- **Problem description**:
Scan the records for the string "code"; copy each line where it occurs.
== Exercise materials ==
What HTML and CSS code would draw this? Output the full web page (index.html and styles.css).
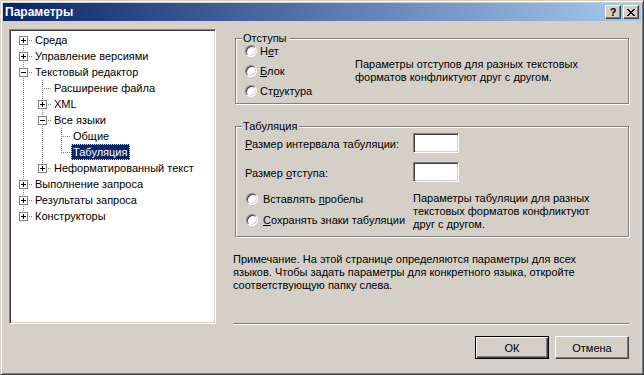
FILE: index.html
```html
<!DOCTYPE html>
<html lang="ru">
<head>
<meta charset="utf-8">
<title>Параметры</title>
<link rel="stylesheet" href="styles.css">
</head>
<body>
<div class="window">
  <div class="titlebar">
    <span class="title">Параметры</span>
    <div class="caption-buttons">
      <button class="cap-btn help" type="button">?</button>
      <button class="cap-btn close" type="button"><svg width="8" height="7" viewBox="0 0 8 7" shape-rendering="crispEdges"><path d="M0 0h2v1H0zM6 0h2v1H6zM1 1h2v1H1zM5 1h2v1H5zM2 2h4v1H2zM3 3h2v1H3zM2 4h4v1H2zM1 5h2v1H1zM5 5h2v1H5zM0 6h2v1H0zM6 6h2v1H6z" fill="#000"/></svg></button>
    </div>
  </div>
  <div class="content">
    <div class="tree">
      <div class="row"><span class="cell first"><span class="box plus"></span></span><span class="label">Среда</span></div>
      <div class="row"><span class="cell tee"><span class="box plus"></span></span><span class="label">Управление версиями</span></div>
      <div class="row"><span class="cell tee"><span class="box minus"></span></span><span class="label">Текстовый редактор</span></div>
      <div class="row"><span class="cell pipe"></span><span class="cell tee"></span><span class="label">Расширение файла</span></div>
      <div class="row"><span class="cell pipe"></span><span class="cell tee"><span class="box plus"></span></span><span class="label">XML</span></div>
      <div class="row"><span class="cell pipe"></span><span class="cell tee"><span class="box minus"></span></span><span class="label">Все языки</span></div>
      <div class="row"><span class="cell pipe"></span><span class="cell pipe"></span><span class="cell tee"></span><span class="label">Общие</span></div>
      <div class="row"><span class="cell pipe"></span><span class="cell pipe"></span><span class="cell ell"></span><span class="label selected">Табуляция</span></div>
      <div class="row"><span class="cell pipe"></span><span class="cell ell"><span class="box plus"></span></span><span class="label">Неформатированный текст</span></div>
      <div class="row"><span class="cell tee"><span class="box plus"></span></span><span class="label">Выполнение запроса</span></div>
      <div class="row"><span class="cell tee"><span class="box plus"></span></span><span class="label">Результаты запроса</span></div>
      <div class="row"><span class="cell ell"><span class="box plus"></span></span><span class="label">Конструкторы</span></div>
    </div>
    <div class="panel">
      <fieldset class="group indent-group">
        <legend>Отступы</legend>
        <div class="group-row">
          <div class="radios indent-radios">
            <label class="radio"><span class="radio-dot"></span><span class="radio-text">Н<u>е</u>т</span></label>
            <label class="radio"><span class="radio-dot"></span><span class="radio-text"><u>Б</u>лок</span></label>
            <label class="radio"><span class="radio-dot"></span><span class="radio-text">Ст<u>р</u>уктура</span></label>
          </div>
          <p class="desc">Параметры отступов для разных текстовых<br>форматов конфликтуют друг с другом.</p>
        </div>
      </fieldset>
      <fieldset class="group tab-group">
        <legend>Табуляция</legend>
        <div class="field-row first-field">
          <span class="field-label"><u>Р</u>азмер интервала табуляции:</span>
          <span class="num-input"></span>
        </div>
        <div class="field-row second-field">
          <span class="field-label">Размер <u>о</u>тступа:</span>
          <span class="num-input"></span>
        </div>
        <div class="tab-options">
          <div class="radios tab-radios">
            <label class="radio"><span class="radio-dot"></span><span class="radio-text">Вставлять <u>п</u>робелы</span></label>
            <label class="radio"><span class="radio-dot"></span><span class="radio-text"><u>С</u>охранять знаки табуляции</span></label>
          </div>
          <p class="desc">Параметры табуляции для разных<br>текстовых форматов конфликтуют<br>друг с другом.</p>
        </div>
      </fieldset>
      <p class="note">Примечание. На этой странице определяются параметры для всех<br>языков. Чтобы задать параметры для конкретного языка, откройте<br>соответствующую папку слева.</p>
      <div class="separator"></div>
      <div class="buttons">
        <button class="btn default" type="button">ОК</button>
        <button class="btn" type="button">Отмена</button>
      </div>
    </div>
  </div>
</div>
</body>
</html>
```
FILE: styles.css
```css
* { box-sizing: border-box; }
html, body { margin: 0; padding: 0; }
body {
  width: 644px;
  height: 375px;
  overflow: hidden;
  background: #d4d0c8;
  font-family: "Liberation Sans", Arial, sans-serif;
  font-size: 11px;
  color: #000;
}
.window {
  width: 644px;
  height: 375px;
  border: 1px solid;
  border-color: #d4d0c8 #404040 #404040 #d4d0c8;
  box-shadow: inset 1px 1px #fff, inset -1px -1px #808080;
  padding: 2px;
  background: #d4d0c8;
  display: flex;
  flex-direction: column;
}
.titlebar {
  height: 18px;
  flex: none;
  background: linear-gradient(to right, #0a246a, #a6caf0);
  display: flex;
  align-items: center;
  justify-content: space-between;
  padding: 0 2px;
}
.title {
  color: #fff;
  font-weight: bold;
  font-size: 12px;
  line-height: 14px;
}
.caption-buttons { display: flex; gap: 2px; }
.cap-btn {
  width: 16px;
  height: 14px;
  padding: 0;
  margin: 0;
  background: #d4d0c8;
  border: 1px solid;
  border-color: #fff #404040 #404040 #fff;
  box-shadow: inset -1px -1px #808080;
  display: flex;
  align-items: center;
  justify-content: center;
  font-family: "Liberation Sans", Arial, sans-serif;
  font-weight: bold;
  font-size: 11px;
  line-height: 11px;
  color: #000;
}
.cap-btn svg { display: block; }
.content {
  display: flex;
  padding: 8px 12px 0 6px;
}
.tree {
  width: 207px;
  height: 295px;
  flex: none;
  background: #fff;
  border: 1px solid;
  border-color: #808080 #fff #fff #808080;
  box-shadow: inset 1px 1px #404040, inset -1px -1px #d4d0c8;
  padding: 2px 0 0 4px;
  margin-right: 17px;
}
.row {
  display: flex;
  height: 16px;
  align-items: flex-start;
}
.cell {
  position: relative;
  width: 19px;
  height: 16px;
  flex: none;
}
.cell::before, .cell::after {
  content: "";
  position: absolute;
}
.cell::before {
  left: 9px;
  width: 1px;
  background-image: repeating-linear-gradient(to bottom, #808080 0 1px, transparent 1px 2px);
}
.cell::after {
  top: 8px;
  height: 1px;
  left: 9px;
  right: 0;
  background-image: repeating-linear-gradient(to right, #808080 0 1px, transparent 1px 2px);
}
.cell.pipe::before { top: 0; bottom: 0; }
.cell.pipe::after { display: none; }
.cell.tee::before { top: 0; bottom: 0; }
.cell.ell::before { top: 0; height: 9px; }
.cell.first::before { top: 8px; bottom: 0; }
.box {
  position: relative;
  z-index: 1;
  display: block;
  width: 9px;
  height: 9px;
  margin: 4px 0 0 5px;
  background: #fff;
  border: 1px solid #808080;
}
.box::before, .box::after {
  content: "";
  position: absolute;
  background: #000;
}
.box::before { left: 1px; top: 3px; width: 5px; height: 1px; }
.box.plus::after { left: 3px; top: 1px; width: 1px; height: 5px; }
.label {
  height: 16px;
  line-height: 14px;
  padding: 0 2px 0 1px;
  border: 1px solid transparent;
  white-space: nowrap;
}
.label.selected {
  background: #0a246a;
  color: #fff;
  border: 1px dotted #f2dc8c;
}
.panel {
  width: 396px;
  flex: none;
  display: flex;
  flex-direction: column;
}
.group {
  margin: 0 0 0 2px;
  padding: 0 8px 5px 9px;
  border: 1px solid #808080;
  box-shadow: inset 1px 1px #fff, 1px 1px #fff;
  min-width: 0;
}
.group legend {
  padding: 0 2px 0 1px;
  margin-left: -3px;
  line-height: 12px;
  background: #d4d0c8;
}
.indent-group { margin-top: 3px; }
.tab-group { margin-top: 16px; }
.group-row {
  display: flex;
  align-items: center;
}
.radios {
  display: flex;
  flex-direction: column;
  flex: none;
}
.indent-radios { width: 110px; gap: 6px; }
.tab-radios { width: 168px; gap: 7px; }
.radio {
  display: flex;
  align-items: center;
  gap: 3px;
  height: 14px;
  white-space: nowrap;
}
.radio-text { line-height: 14px; }
.tab-radios .radio { gap: 5px; padding-left: 1px; }
.radio-dot {
  width: 12px;
  height: 12px;
  flex: none;
  border-radius: 50%;
  background: #fff;
  border: 1px solid;
  border-color: #808080 #fff #fff #808080;
  box-shadow: inset 1px 1px #404040, inset -1px -1px #d4d0c8;
}
.desc {
  margin: 0;
  line-height: 13px;
}
.field-row {
  display: flex;
  align-items: center;
  height: 20px;
}
.first-field { margin-top: 1px; }
.second-field { margin-top: 9px; }
.field-label {
  width: 168px;
  flex: none;
  padding-top: 2px;
  white-space: nowrap;
}
.num-input {
  width: 46px;
  height: 20px;
  background: #fff;
  border: 1px solid;
  border-color: #808080 #fff #fff #808080;
  box-shadow: inset 1px 1px #404040, inset -1px -1px #d4d0c8;
}
.tab-options {
  display: flex;
  align-items: flex-start;
  margin-top: 10px;
}
.note {
  margin: 16px 0 0;
  line-height: 13px;
}
.separator {
  margin-top: 31px;
  height: 2px;
  border-top: 1px solid #808080;
  border-bottom: 1px solid #fff;
}
.buttons {
  display: flex;
  justify-content: flex-end;
  gap: 6px;
  margin-top: 11px;
}
.btn {
  width: 74px;
  height: 23px;
  padding: 0;
  margin: 0;
  background: #d4d0c8;
  border: 1px solid;
  border-color: #fff #404040 #404040 #fff;
  box-shadow: inset -1px -1px #808080;
  font-family: "Liberation Sans", Arial, sans-serif;
  font-size: 11px;
  color: #000;
}
.btn.default {
  border-color: #000;
  box-shadow: inset 1px 1px #fff, inset -1px -1px #404040, inset -2px -2px #808080;
}
```
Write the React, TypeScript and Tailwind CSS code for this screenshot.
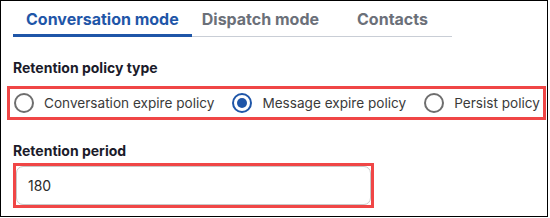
===
- **Exercise output**:
What HTML and CSS code would draw this? Output the full web page (index.html and styles.css).
Write the React, TypeScript and Tailwind CSS code for this screenshot.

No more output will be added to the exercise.